Monday, August 11, 2008

Iraq better? With three wars going on?

Patrick Cockburn
The Independent

It was gratifying to read that David Cameron has taken my book Muqtada al-Sadr and the Fall of Iraq with him as one of a number of works on current affairs to peruse during his holiday in Cornwall.

It was especially encouraging to learn that Mr Cameron wanted to know more about Iraq at a moment when many are under the quite false impression that the crisis there is at last drawing to a close. "Is it better? Is the surge working?" people keep asking me and in a certain sense, it is "better", but only compared to the bloodbath of 2006-7. American military casualties may be down, but 851 Iraqi civilians and security personnel were killed last month.

As for "the surge", the extra 30,000 US troops sent last year, it is curious that, despite claims for its great success, more American troops are needed to hold the line in Iraq today than before the surge began.
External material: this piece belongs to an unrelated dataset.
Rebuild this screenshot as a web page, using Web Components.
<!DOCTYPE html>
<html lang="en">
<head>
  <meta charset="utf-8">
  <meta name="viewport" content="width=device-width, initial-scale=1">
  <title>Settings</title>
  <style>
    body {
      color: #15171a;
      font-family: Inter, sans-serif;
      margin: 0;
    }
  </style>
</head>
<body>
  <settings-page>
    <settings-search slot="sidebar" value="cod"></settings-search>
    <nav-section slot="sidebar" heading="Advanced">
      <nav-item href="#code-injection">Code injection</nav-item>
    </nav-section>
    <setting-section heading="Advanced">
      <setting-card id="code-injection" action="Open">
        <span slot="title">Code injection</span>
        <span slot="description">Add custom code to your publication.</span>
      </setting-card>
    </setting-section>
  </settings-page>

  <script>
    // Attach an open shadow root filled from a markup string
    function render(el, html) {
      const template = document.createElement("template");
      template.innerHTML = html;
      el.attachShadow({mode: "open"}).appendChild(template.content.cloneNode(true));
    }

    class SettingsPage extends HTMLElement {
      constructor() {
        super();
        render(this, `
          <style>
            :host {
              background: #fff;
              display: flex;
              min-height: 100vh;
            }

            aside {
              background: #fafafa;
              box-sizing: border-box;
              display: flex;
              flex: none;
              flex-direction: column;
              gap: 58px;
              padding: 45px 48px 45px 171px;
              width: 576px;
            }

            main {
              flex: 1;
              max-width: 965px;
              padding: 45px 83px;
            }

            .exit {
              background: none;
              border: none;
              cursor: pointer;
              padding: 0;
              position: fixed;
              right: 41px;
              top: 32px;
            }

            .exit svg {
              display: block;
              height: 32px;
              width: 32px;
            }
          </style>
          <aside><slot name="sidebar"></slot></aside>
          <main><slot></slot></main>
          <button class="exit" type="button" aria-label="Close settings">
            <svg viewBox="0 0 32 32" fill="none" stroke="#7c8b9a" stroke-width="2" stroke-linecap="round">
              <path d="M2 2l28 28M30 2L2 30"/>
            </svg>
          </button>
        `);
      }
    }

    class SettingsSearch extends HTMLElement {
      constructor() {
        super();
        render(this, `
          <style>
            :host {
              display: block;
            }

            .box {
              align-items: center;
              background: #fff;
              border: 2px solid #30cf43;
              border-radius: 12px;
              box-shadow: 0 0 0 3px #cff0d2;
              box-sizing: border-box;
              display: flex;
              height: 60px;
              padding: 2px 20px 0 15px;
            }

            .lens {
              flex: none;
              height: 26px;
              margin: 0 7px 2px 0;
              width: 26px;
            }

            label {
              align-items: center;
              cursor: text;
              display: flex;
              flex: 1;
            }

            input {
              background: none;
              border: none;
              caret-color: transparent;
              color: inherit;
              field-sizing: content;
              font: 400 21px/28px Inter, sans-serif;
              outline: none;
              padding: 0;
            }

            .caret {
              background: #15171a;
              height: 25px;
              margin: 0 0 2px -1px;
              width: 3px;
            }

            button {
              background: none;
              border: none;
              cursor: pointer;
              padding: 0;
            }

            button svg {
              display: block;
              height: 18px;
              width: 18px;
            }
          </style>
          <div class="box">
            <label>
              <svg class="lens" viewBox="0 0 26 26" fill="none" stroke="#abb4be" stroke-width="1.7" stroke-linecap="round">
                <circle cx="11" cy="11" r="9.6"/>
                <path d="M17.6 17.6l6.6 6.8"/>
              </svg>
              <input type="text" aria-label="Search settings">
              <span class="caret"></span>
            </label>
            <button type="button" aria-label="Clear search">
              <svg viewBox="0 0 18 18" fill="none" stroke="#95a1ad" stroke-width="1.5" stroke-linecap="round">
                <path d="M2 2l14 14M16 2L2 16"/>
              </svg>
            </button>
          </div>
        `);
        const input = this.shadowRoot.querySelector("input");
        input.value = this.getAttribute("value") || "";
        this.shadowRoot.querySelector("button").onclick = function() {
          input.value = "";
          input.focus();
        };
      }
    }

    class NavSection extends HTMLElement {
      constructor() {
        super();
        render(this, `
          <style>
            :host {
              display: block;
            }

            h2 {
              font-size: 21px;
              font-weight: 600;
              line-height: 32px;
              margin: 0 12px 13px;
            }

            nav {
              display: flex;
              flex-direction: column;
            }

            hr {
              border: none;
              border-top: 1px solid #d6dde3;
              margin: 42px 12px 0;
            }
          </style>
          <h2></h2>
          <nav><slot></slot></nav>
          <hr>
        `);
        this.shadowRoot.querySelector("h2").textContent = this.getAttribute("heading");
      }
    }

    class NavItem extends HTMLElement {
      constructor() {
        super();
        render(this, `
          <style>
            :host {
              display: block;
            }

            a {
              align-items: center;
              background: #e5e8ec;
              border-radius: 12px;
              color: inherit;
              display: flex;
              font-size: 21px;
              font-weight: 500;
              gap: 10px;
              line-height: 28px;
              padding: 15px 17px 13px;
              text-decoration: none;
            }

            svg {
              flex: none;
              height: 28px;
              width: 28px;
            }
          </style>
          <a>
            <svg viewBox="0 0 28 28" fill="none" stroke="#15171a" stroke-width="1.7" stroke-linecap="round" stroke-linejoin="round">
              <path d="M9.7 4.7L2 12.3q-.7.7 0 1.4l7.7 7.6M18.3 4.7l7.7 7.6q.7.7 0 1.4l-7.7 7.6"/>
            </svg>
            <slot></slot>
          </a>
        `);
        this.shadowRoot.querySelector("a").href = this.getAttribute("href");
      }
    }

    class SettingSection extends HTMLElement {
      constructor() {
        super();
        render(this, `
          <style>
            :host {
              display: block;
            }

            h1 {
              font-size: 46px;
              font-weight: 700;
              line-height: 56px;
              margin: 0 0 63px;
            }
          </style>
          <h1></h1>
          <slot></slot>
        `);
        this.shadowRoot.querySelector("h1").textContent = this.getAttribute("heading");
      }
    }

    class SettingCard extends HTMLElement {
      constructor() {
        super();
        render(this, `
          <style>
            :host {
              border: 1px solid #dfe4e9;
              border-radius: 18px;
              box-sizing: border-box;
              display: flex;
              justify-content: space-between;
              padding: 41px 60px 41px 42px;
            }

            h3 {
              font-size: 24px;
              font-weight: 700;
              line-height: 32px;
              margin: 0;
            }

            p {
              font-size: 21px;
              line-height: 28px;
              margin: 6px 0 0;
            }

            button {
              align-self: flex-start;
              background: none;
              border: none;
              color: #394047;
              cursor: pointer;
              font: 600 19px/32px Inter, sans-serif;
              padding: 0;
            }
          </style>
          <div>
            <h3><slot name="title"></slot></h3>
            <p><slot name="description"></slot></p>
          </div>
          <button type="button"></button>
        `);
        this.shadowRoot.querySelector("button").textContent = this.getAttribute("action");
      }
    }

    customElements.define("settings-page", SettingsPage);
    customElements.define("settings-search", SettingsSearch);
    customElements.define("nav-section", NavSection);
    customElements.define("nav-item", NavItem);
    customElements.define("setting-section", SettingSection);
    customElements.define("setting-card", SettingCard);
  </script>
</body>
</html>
I was asked to write a book on the anti-American Shia cleric Muqtada al-Sadr by Scribner in New York in the late summer of 2006. After thinking the idea over carefully I turned it down on the grounds that it was simply too dangerous.
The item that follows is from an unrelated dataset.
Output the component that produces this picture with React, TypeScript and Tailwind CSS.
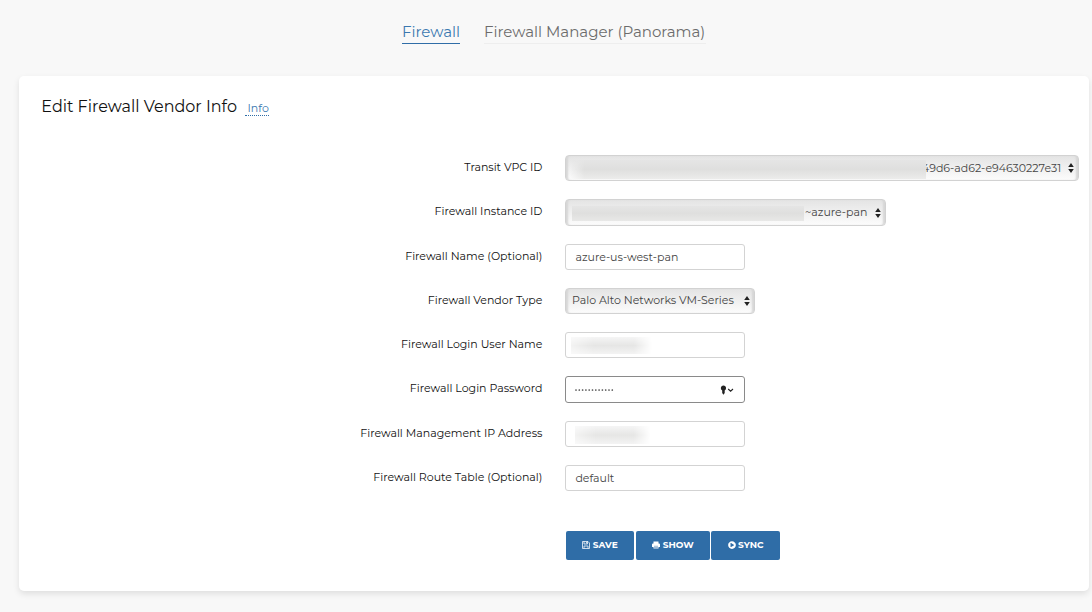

But, on reflection, I became more and more attracted by the idea. There have been many books on Iraq since the US invaded and overthrew Saddam Hussein in 2003, but most are about what Americans did in Iraq. Iraqis appear sporadically and often only as bit players. Yet, if there is one lesson I would like Mr Cameron to learn, it is that the US does not control the political weather in Iraq.